*Exercise aim*. Quote the listing below in its entirety, omitting every image.

*Material provided*.

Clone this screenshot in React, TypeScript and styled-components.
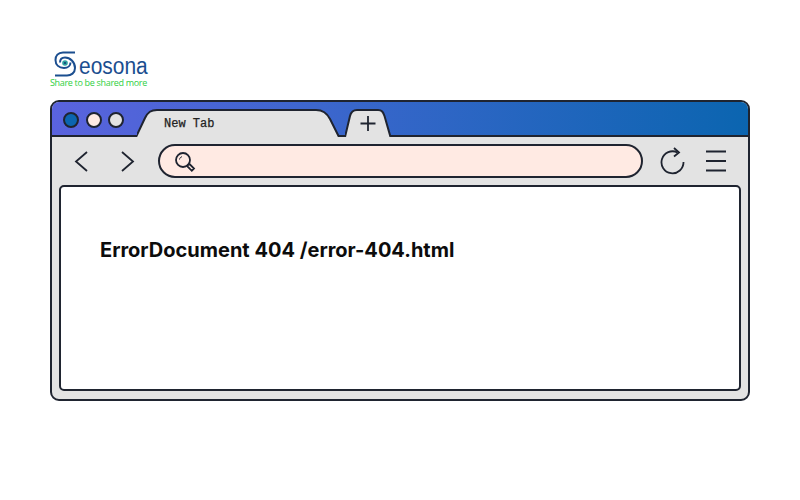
import styled, { createGlobalStyle } from "styled-components"

const GlobalStyle = createGlobalStyle`
    html, body {
        margin: 0;
        padding: 0;
        background: #fff;
    }
`
const Page = styled.div`
    width: 800px;
    height: 500px;
    box-sizing: border-box;
    padding: 50px 50px 0 50px;
    overflow: hidden;
`
const Logo = styled.div`
    height: 38px;
    margin-bottom: 12px;
    display: flex;
    flex-direction: column;
`
const LogoRow = styled.div`
    display: flex;
    align-items: flex-end;
    height: 27px;
    padding-left: 4px;
`
const LogoName = styled.span`
    font-family: "Liberation Sans", sans-serif;
    font-size: 23px;
    line-height: 22px;
    color: #1b4e8f;
    margin-left: 2px;
    transform: scaleX(0.91);
    transform-origin: left;
`
const Slogan = styled.span`
    font-family: "Open Sans", sans-serif;
    font-size: 9px;
    font-weight: 500;
    line-height: 11px;
    letter-spacing: -0.32px;
    color: #2fd03f;
    white-space: nowrap;
`
const BrowserWindow = styled.div`
    width: 700px;
    height: 301px;
    box-sizing: border-box;
    border: 2px solid #1f2430;
    border-radius: 9px;
    background: #e3e3e3;
    display: flex;
    flex-direction: column;
    overflow: hidden;
`
const TitleBar = styled.div`
    height: 35px;
    flex: none;
    box-sizing: border-box;
    border-bottom: 2px solid #1f2430;
    background: linear-gradient(90deg, #5a63de 0%, #3f66cf 35%, #0b65b0 100%);
    display: flex;
    align-items: flex-end;
    padding-left: 11px;
`
const Dots = styled.div`
    display: flex;
    gap: 6.500px;
    align-self: center;
    margin-top: 3px;
    margin-right: 13px;
`
const Dot = styled.span<{ $color: string }>`
    width: 16px;
    height: 16px;
    box-sizing: border-box;
    border: 2px solid #1f2430;
    border-radius: 50%;
    background: ${({ $color }) => $color};
`
const Tab = styled.div`
    position: relative;
    width: 206px;
    height: 28px;
    margin-bottom: -2px;
    flex: none;
`
const TabLabel = styled.span`
    position: absolute;
    left: 27px;
    top: 8px;
    font-family: "Liberation Mono", monospace;
    font-size: 12px;
    line-height: 14px;
    color: #222;
    -webkit-text-stroke: 0.25px #222;
`
const TabShape = styled.svg`
    position: absolute;
    left: 0;
    top: 0;
    display: block;
`
const NewTab = styled.svg`
    display: block;
    flex: none;
    margin-left: 2px;
    margin-bottom: -2px;
`
const Toolbar = styled.div`
    height: 48px;
    flex: none;
    display: flex;
    align-items: center;
    padding: 0 22px 0 20px;
`
const NavIcon = styled.svg`
    display: block;
    flex: none;
`
const NavGroup = styled.div`
    display: flex;
    gap: 26px;
    margin-right: 20px;
`
const AddressBar = styled.div`
    width: 485px;
    height: 34px;
    flex: none;
    box-sizing: border-box;
    border: 2px solid #1f2430;
    border-radius: 17px;
    background: #ffeae3;
    display: flex;
    align-items: center;
    padding-left: 15px;
`
const SearchIcon = styled.svg`
    display: block;
    margin-top: 3px;
`
const ToolIcons = styled.div`
    display: flex;
    align-items: center;
    gap: 19px;
    margin-left: 17px;
`
const Content = styled.div`
    flex: 1;
    margin: 0 7px 8px 7px;
    box-sizing: border-box;
    border: 2px solid #1f2430;
    border-radius: 5px;
    background: #fff;
    padding: 51px 0 0 39px;
`
const Message = styled.div`
    font-family: Inter, sans-serif;
    font-size: 20px;
    font-weight: 700;
    line-height: 24px;
    color: #0c0c0c;
`

const stroke = "#1f2430"

export default function App() {
    return (
        <Page>
            <GlobalStyle />
            <Logo>
                <LogoRow>
                    <svg width="23" height="26" viewBox="0 0 23 26" fill="none">
                        <path d="M21 1.500 H9 C4 1.500 1.500 5 1.500 9 C1.500 14 5 17 10 17 C14 17 16.500 14.500 16.500 11.500" stroke="#1b4e8f" strokeWidth="2" />
                        <path d="M6 11.500 C6 8 8.500 6.500 11 6.500 C16 6.500 21 11 21 17 C21 22 17 24.500 13 24.500 H1" stroke="#1b4e8f" strokeWidth="2" />
                        <circle cx="11" cy="12" r="2.800" fill="#2fa3a0" />
                        <circle cx="11" cy="12" r="1.100" fill="#123f78" />
                    </svg>
                    <LogoName>eosona</LogoName>
                </LogoRow>
                <Slogan>Share to be shared more</Slogan>
            </Logo>
            <BrowserWindow>
                <TitleBar>
                    <Dots>
                        <Dot $color="#0b65b0" />
                        <Dot $color="#ffeae3" />
                        <Dot $color="#e3e3e3" />
                    </Dots>
                    <Tab>
                        <TabShape width="206" height="28" viewBox="0 0 206 28" fill="none">
                            <path d="M-1 28 L8 9 C11 3 14 1 20 1 H179 C186 1 190 4 193 10 L202 28" fill="#e3e3e3" stroke={stroke} strokeWidth="2" />
                        </TabShape>
                        <TabLabel>New Tab</TabLabel>
                    </Tab>
                    <NewTab width="46" height="28" viewBox="0 0 46 28" fill="none">
                        <path d="M0 28 L5 7 C6 3 8 1 12 1 H33 C37 1 38 3 39.500 7 L45.500 28" fill="#e3e3e3" stroke={stroke} strokeWidth="2" />
                        <path d="M23 7 V22 M15.500 14.500 H30.500" stroke={stroke} strokeWidth="1.800" />
                    </NewTab>
                </TitleBar>
                <Toolbar>
                    <NavGroup>
                        <NavIcon width="20" height="24" viewBox="0 0 20 24" fill="none">
                            <path d="M15 3 L4 12.500 L15 22" stroke={stroke} strokeWidth="1.800" />
                        </NavIcon>
                        <NavIcon width="20" height="24" viewBox="0 0 20 24" fill="none">
                            <path d="M4 3 L15 12.500 L4 22" stroke={stroke} strokeWidth="1.800" />
                        </NavIcon>
                    </NavGroup>
                    <AddressBar>
                        <SearchIcon width="22" height="22" viewBox="0 0 22 22" fill="none">
                            <circle cx="8" cy="8" r="7" stroke={stroke} strokeWidth="1.800" />
                            <path d="M4.500 7.500 C4.700 6 5.700 5 7 4.700" stroke={stroke} strokeWidth="1" />
                            <path d="M13 12.800 L14.800 12.300 L19 16.500 L16.800 18.800 L12.500 14.500 Z" fill="#ffeae3" stroke={stroke} strokeWidth="1.800" />
                        </SearchIcon>
                    </AddressBar>
                    <ToolIcons>
                        <NavIcon width="26" height="28" viewBox="0 0 26 28" fill="none">
                            <path d="M17.500 5.500 A11 11 0 1 0 23.500 15" stroke={stroke} strokeWidth="1.800" />
                            <path d="M14 1 L19 5.500 L14 9.500" stroke={stroke} strokeWidth="1.800" />
                        </NavIcon>
                        <NavIcon width="22" height="22" viewBox="0 0 22 22" fill="none">
                            <path d="M1 1.500 H21 M1 11 H21 M1 20.500 H21" stroke={stroke} strokeWidth="1.800" />
                        </NavIcon>
                    </ToolIcons>
                </Toolbar>
                <Content>
                    <Message>ErrorDocument 404 /error-404.html</Message>
                </Content>
            </BrowserWindow>
        </Page>
    )
}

*Finished task*.
Clone this screenshot in React, TypeScript and styled-components.
import styled, { createGlobalStyle } from "styled-components"

const GlobalStyle = createGlobalStyle`
    html, body {
        margin: 0;
        padding: 0;
        background: #fff;
    }
`
const Page = styled.div`
    width: 800px;
    height: 500px;
    box-sizing: border-box;
    padding: 50px 50px 0 50px;
    overflow: hidden;
`
const Logo = styled.div`
    height: 38px;
    margin-bottom: 12px;
    display: flex;
    flex-direction: column;
`
const LogoRow = styled.div`
    display: flex;
    align-items: flex-end;
    height: 27px;
    padding-left: 4px;
`
const LogoName = styled.span`
    font-family: "Liberation Sans", sans-serif;
    font-size: 23px;
    line-height: 22px;
    color: #1b4e8f;
    margin-left: 2px;
    transform: scaleX(0.91);
    transform-origin: left;
`
const Slogan = styled.span`
    font-family: "Open Sans", sans-serif;
    font-size: 9px;
    font-weight: 500;
    line-height: 11px;
    letter-spacing: -0.32px;
    color: #2fd03f;
    white-space: nowrap;
`
const BrowserWindow = styled.div`
    width: 700px;
    height: 301px;
    box-sizing: border-box;
    border: 2px solid #1f2430;
    border-radius: 9px;
    background: #e3e3e3;
    display: flex;
    flex-direction: column;
    overflow: hidden;
`
const TitleBar = styled.div`
    height: 35px;
    flex: none;
    box-sizing: border-box;
    border-bottom: 2px solid #1f2430;
    background: linear-gradient(90deg, #5a63de 0%, #3f66cf 35%, #0b65b0 100%);
    display: flex;
    align-items: flex-end;
    padding-left: 11px;
`
const Dots = styled.div`
    display: flex;
    gap: 6.500px;
    align-self: center;
    margin-top: 3px;
    margin-right: 13px;
`
const Dot = styled.span<{ $color: string }>`
    width: 16px;
    height: 16px;
    box-sizing: border-box;
    border: 2px solid #1f2430;
    border-radius: 50%;
    background: ${({ $color }) => $color};
`
const Tab = styled.div`
    position: relative;
    width: 206px;
    height: 28px;
    margin-bottom: -2px;
    flex: none;
`
const TabLabel = styled.span`
    position: absolute;
    left: 27px;
    top: 8px;
    font-family: "Liberation Mono", monospace;
    font-size: 12px;
    line-height: 14px;
    color: #222;
    -webkit-text-stroke: 0.25px #222;
`
const TabShape = styled.svg`
    position: absolute;
    left: 0;
    top: 0;
    display: block;
`
const NewTab = styled.svg`
    display: block;
    flex: none;
    margin-left: 2px;
    margin-bottom: -2px;
`
const Toolbar = styled.div`
    height: 48px;
    flex: none;
    display: flex;
    align-items: center;
    padding: 0 22px 0 20px;
`
const NavIcon = styled.svg`
    display: block;
    flex: none;
`
const NavGroup = styled.div`
    display: flex;
    gap: 26px;
    margin-right: 20px;
`
const AddressBar = styled.div`
    width: 485px;
    height: 34px;
    flex: none;
    box-sizing: border-box;
    border: 2px solid #1f2430;
    border-radius: 17px;
    background: #ffeae3;
    display: flex;
    align-items: center;
    padding-left: 15px;
`
const SearchIcon = styled.svg`
    display: block;
    margin-top: 3px;
`
const ToolIcons = styled.div`
    display: flex;
    align-items: center;
    gap: 19px;
    margin-left: 17px;
`
const Content = styled.div`
    flex: 1;
    margin: 0 7px 8px 7px;
    box-sizing: border-box;
    border: 2px solid #1f2430;
    border-radius: 5px;
    background: #fff;
    padding: 51px 0 0 39px;
`
const Message = styled.div`
    font-family: Inter, sans-serif;
    font-size: 20px;
    font-weight: 700;
    line-height: 24px;
    color: #0c0c0c;
`

const stroke = "#1f2430"

export default function App() {
    return (
        <Page>
            <GlobalStyle />
            <Logo>
                <LogoRow>
                    <svg width="23" height="26" viewBox="0 0 23 26" fill="none">
                        <path d="M21 1.500 H9 C4 1.500 1.500 5 1.500 9 C1.500 14 5 17 10 17 C14 17 16.500 14.500 16.500 11.500" stroke="#1b4e8f" strokeWidth="2" />
                        <path d="M6 11.500 C6 8 8.500 6.500 11 6.500 C16 6.500 21 11 21 17 C21 22 17 24.500 13 24.500 H1" stroke="#1b4e8f" strokeWidth="2" />
                        <circle cx="11" cy="12" r="2.800" fill="#2fa3a0" />
                        <circle cx="11" cy="12" r="1.100" fill="#123f78" />
                    </svg>
                    <LogoName>eosona</LogoName>
                </LogoRow>
                <Slogan>Share to be shared more</Slogan>
            </Logo>
            <BrowserWindow>
                <TitleBar>
                    <Dots>
                        <Dot $color="#0b65b0" />
                        <Dot $color="#ffeae3" />
                        <Dot $color="#e3e3e3" />
                    </Dots>
                    <Tab>
                        <TabShape width="206" height="28" viewBox="0 0 206 28" fill="none">
                            <path d="M-1 28 L8 9 C11 3 14 1 20 1 H179 C186 1 190 4 193 10 L202 28" fill="#e3e3e3" stroke={stroke} strokeWidth="2" />
                        </TabShape>
                        <TabLabel>New Tab</TabLabel>
                    </Tab>
                    <NewTab width="46" height="28" viewBox="0 0 46 28" fill="none">
                        <path d="M0 28 L5 7 C6 3 8 1 12 1 H33 C37 1 38 3 39.500 7 L45.500 28" fill="#e3e3e3" stroke={stroke} strokeWidth="2" />
                        <path d="M23 7 V22 M15.500 14.500 H30.500" stroke={stroke} strokeWidth="1.800" />
                    </NewTab>
                </TitleBar>
                <Toolbar>
                    <NavGroup>
                        <NavIcon width="20" height="24" viewBox="0 0 20 24" fill="none">
                            <path d="M15 3 L4 12.500 L15 22" stroke={stroke} strokeWidth="1.800" />
                        </NavIcon>
                        <NavIcon width="20" height="24" viewBox="0 0 20 24" fill="none">
                            <path d="M4 3 L15 12.500 L4 22" stroke={stroke} strokeWidth="1.800" />
                        </NavIcon>
                    </NavGroup>
                    <AddressBar>
                        <SearchIcon width="22" height="22" viewBox="0 0 22 22" fill="none">
                            <circle cx="8" cy="8" r="7" stroke={stroke} strokeWidth="1.800" />
                            <path d="M4.500 7.500 C4.700 6 5.700 5 7 4.700" stroke={stroke} strokeWidth="1" />
                            <path d="M13 12.800 L14.800 12.300 L19 16.500 L16.800 18.800 L12.500 14.500 Z" fill="#ffeae3" stroke={stroke} strokeWidth="1.800" />
                        </SearchIcon>
                    </AddressBar>
                    <ToolIcons>
                        <NavIcon width="26" height="28" viewBox="0 0 26 28" fill="none">
                            <path d="M17.500 5.500 A11 11 0 1 0 23.500 15" stroke={stroke} strokeWidth="1.800" />
                            <path d="M14 1 L19 5.500 L14 9.500" stroke={stroke} strokeWidth="1.800" />
                        </NavIcon>
                        <NavIcon width="22" height="22" viewBox="0 0 22 22" fill="none">
                            <path d="M1 1.500 H21 M1 11 H21 M1 20.500 H21" stroke={stroke} strokeWidth="1.800" />
                        </NavIcon>
                    </ToolIcons>
                </Toolbar>
                <Content>
                    <Message>ErrorDocument 404 /error-404.html</Message>
                </Content>
            </BrowserWindow>
        </Page>
    )
}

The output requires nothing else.